We crept into the meadow to get within shooting position. I shot it once in the neck, and it was over.
Dress, pack out, and process
Field dressing the bull took longer than we would have liked — about three hours for four quarters, two backstraps, and two tenderloins, plus some rib and neck meat. Steve had never dressed an elk before; it was only my second time; and we were doing it by headlamp. Temperatures were in the high-20’s, but the rigorous work kept us warm. If our hands got cold, there was an easy solution: warm them up on the carcass, which retained its warmth through the end.
Once we were done, I scouted for a campsite, and found a nice horse camp 200 yards away, by the creek and under some spruce. We transported our gear, the meat, and the head in five total round-trips (two for Steve, three for me), and based on that experience we figured we could pack everything out in two round-trips each in the morning. To cool the meat overnight, we hung the game bags from a blowdown and on some tree limbs.

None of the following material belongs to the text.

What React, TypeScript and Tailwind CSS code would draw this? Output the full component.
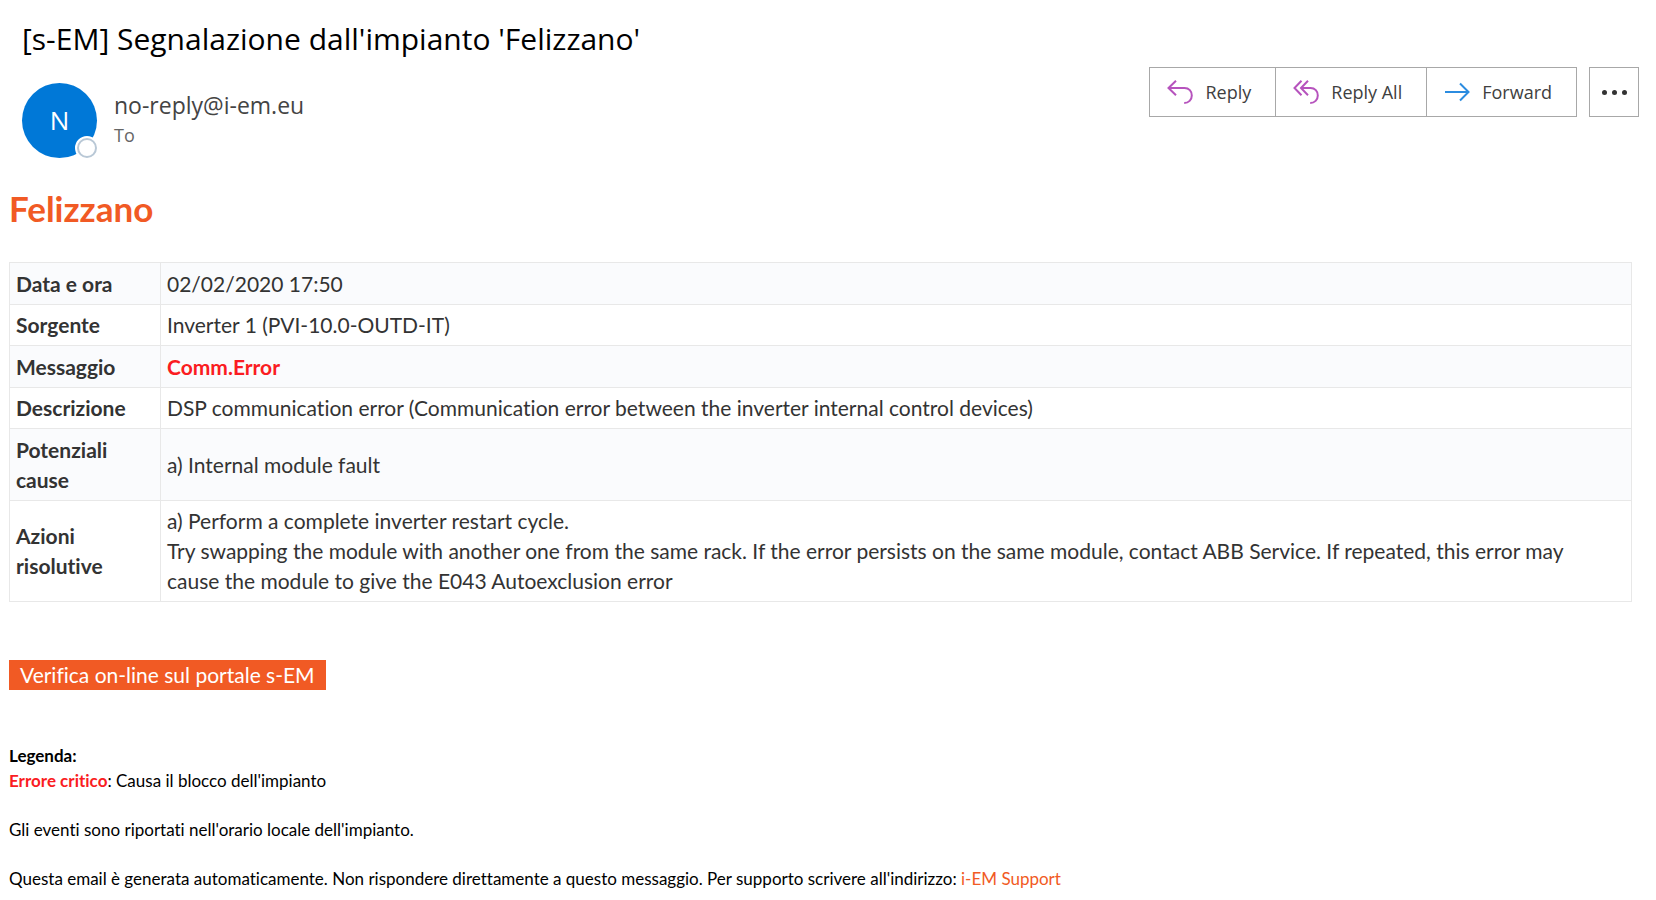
import type { ReactNode } from "react";

type Row = { label: string; value: ReactNode };

const rows: Row[] = [
  { label: "Data e ora", value: "02/02/2020 17:50" },
  { label: "Sorgente", value: "Inverter 1 (PVI-10.0-OUTD-IT)" },
  { label: "Messaggio", value: <strong className="font-bold text-[#fa1c22]">Comm.Error</strong> },
  {
    label: "Descrizione",
    value: "DSP communication error (Communication error between the inverter internal control devices)",
  },
  { label: "Potenziali cause", value: "a) Internal module fault" },
  {
    label: "Azioni risolutive",
    value: (
      <>
        a) Perform a complete inverter restart cycle.
        <br />
        Try swapping the module with another one from the same rack. If the error persists on the same module, contact
        ABB Service. If repeated, this error may cause the module to give the E043 Autoexclusion error
      </>
    ),
  },
];

function ReplyIcon() {
  return (
    <svg className="h-6 w-[26px]" viewBox="0 0 26 24" fill="none" stroke="#b653bd" strokeWidth="2" aria-hidden="true">
      <path d="M9 0.8 L1.5 8 L9 15.2" />
      <path d="M1.5 8 H17.5 C22 8 24.8 11.3 24.8 15.4 C24.8 19.8 21.6 23 17.2 23" />
    </svg>
  );
}

function ReplyAllIcon() {
  return (
    <svg className="h-6 w-[26px]" viewBox="0 0 26 24" fill="none" stroke="#b653bd" strokeWidth="2" aria-hidden="true">
      <path d="M8.5 0.8 L1.5 8 L8.5 15.2" />
      <path d="M15 0.8 L8 8 L15 15.2" />
      <path d="M8 8 H17.5 C22 8 24.8 11.3 24.8 15.4 C24.8 19.8 21.6 23 17.2 23" />
    </svg>
  );
}

function ForwardIcon() {
  return (
    <svg className="h-5 w-[26px]" viewBox="0 0 26 20" fill="none" stroke="#2b8ce0" strokeWidth="2" aria-hidden="true">
      <path d="M1 10 H24" />
      <path d="M16 1.5 L24.5 10 L16 18.5" />
    </svg>
  );
}

function Toolbar() {
  const button = "flex h-full items-center gap-3 pr-6 pl-[17px] hover:bg-gray-50";
  return (
    <div className="flex gap-3 text-[18px] text-[#404040]">
      <div className="flex h-[50px] divide-x divide-[#a8a8a8] border border-[#a8a8a8]">
        <button type="button" className={button}>
          <ReplyIcon />
          Reply
        </button>
        <button type="button" className={button}>
          <ReplyAllIcon />
          Reply All
        </button>
        <button type="button" className={button}>
          <ForwardIcon />
          Forward
        </button>
      </div>
      <button
        type="button"
        aria-label="More actions"
        className="flex size-[50px] items-center justify-center gap-[5px] border border-[#a8a8a8]"
      >
        <span className="size-[5px] rounded-full bg-[#333333]" />
        <span className="size-[5px] rounded-full bg-[#333333]" />
        <span className="size-[5px] rounded-full bg-[#333333]" />
      </button>
    </div>
  );
}

export default function App() {
  return (
    <div className="min-h-screen bg-white font-['Lato','Noto_Sans',sans-serif] text-black [font-variant-ligatures:none]">
      <header className="flex items-start justify-between pt-[18px] pr-[17px] pl-[22px] font-['Open_Sans','Noto_Sans',sans-serif]">
        <div>
          <h1 className="text-[30px] leading-[42px]">[s-EM] Segnalazione dall'impianto 'Felizzano'</h1>
          <div className="mt-[23px] flex gap-[17px]">
            <div className="relative flex size-[75px] items-center justify-center rounded-full bg-[#0078d7] text-[26px] text-white">
              N
              <span className="absolute right-[-2px] bottom-[-2px] size-6 rounded-full border-2 border-white bg-white">
                <span className="block size-5 rounded-full border-2 border-[#b9c8d6]" />
              </span>
            </div>
            <div className="pt-[6px]">
              <p className="text-[23px] leading-[32px] text-[#444444]">no-reply@i-em.eu</p>
              <p className="text-[18px] leading-[28px] text-[#666666]">To</p>
            </div>
          </div>
        </div>
        <div className="pt-[49px]">
          <Toolbar />
        </div>
      </header>

      <main className="px-[9px] pt-[28px]">
        <h2 className="text-[35px] leading-[44px] font-bold text-[#f15a24]">Felizzano</h2>
        <div className="mt-8 pr-[15px]">
          <table className="w-full border-collapse text-[21px] leading-[30px] text-[#333333]">
            <tbody>
              {rows.map((row) => (
                <tr key={row.label} className="group odd:bg-[#fafbfd]">
                  <th
                    scope="row"
                    className="w-[151px] border border-[#e8e8e8] px-[6px] py-[5px] text-left font-bold group-odd:pt-[6px]"
                  >
                    {row.label}
                  </th>
                  <td className="border border-[#e8e8e8] py-[5px] pr-6 pl-[6px] group-odd:pt-[6px]">{row.value}</td>
                </tr>
              ))}
            </tbody>
          </table>
        </div>
        <a
          href="#portale"
          className="mt-[58px] inline-block bg-[#f15a24] px-[11px] text-[21px] leading-[30px] text-white"
        >
          Verifica on-line sul portale s-EM
        </a>
        <div className="mt-[53px] text-[17px] leading-[25px]">
          <p className="font-bold">Legenda:</p>
          <p>
            <strong className="font-bold text-[#fa1c22]">Errore critico</strong>: Causa il blocco dell'impianto
          </p>
          <p className="mt-6">Gli eventi sono riportati nell'orario locale dell'impianto.</p>
          <p className="mt-6">
            Questa email è generata automaticamente. Non rispondere direttamente a questo messaggio. Per supporto
            scrivere all'indirizzo:{" "}
            <a href="#supporto" className="text-[#f15a24]">
              i-EM Support
            </a>
          </p>
        </div>
      </main>
    </div>
  );
}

On Monday morning, we had breakfast and double-shots of coffee before shouldering our massive loads. My pack weighed 65 pounds on the first trip out, and 67 pounds on the second. Thankfully, it was a relatively short and easy hike out — both round-trips totaled 5+ miles with 700 vertical feet of gain and 1000 vertical feet of loss. We were done in four hours, breaks included. The meat weighed 172 pounds, including two hind-quarter bones and one shoulder bone; we de-boned the other shoulder because half of it was too bloodshot to carry out of the field.
We pulled into Boulder around 5 PM and split the meat in half. I returned home and got to work. My tenderloin and backstrap steaks were in the freezer before bed. Most of the roasts and burger were in the freezer by Tuesday afternoon, with some lingering work through Wednesday morning.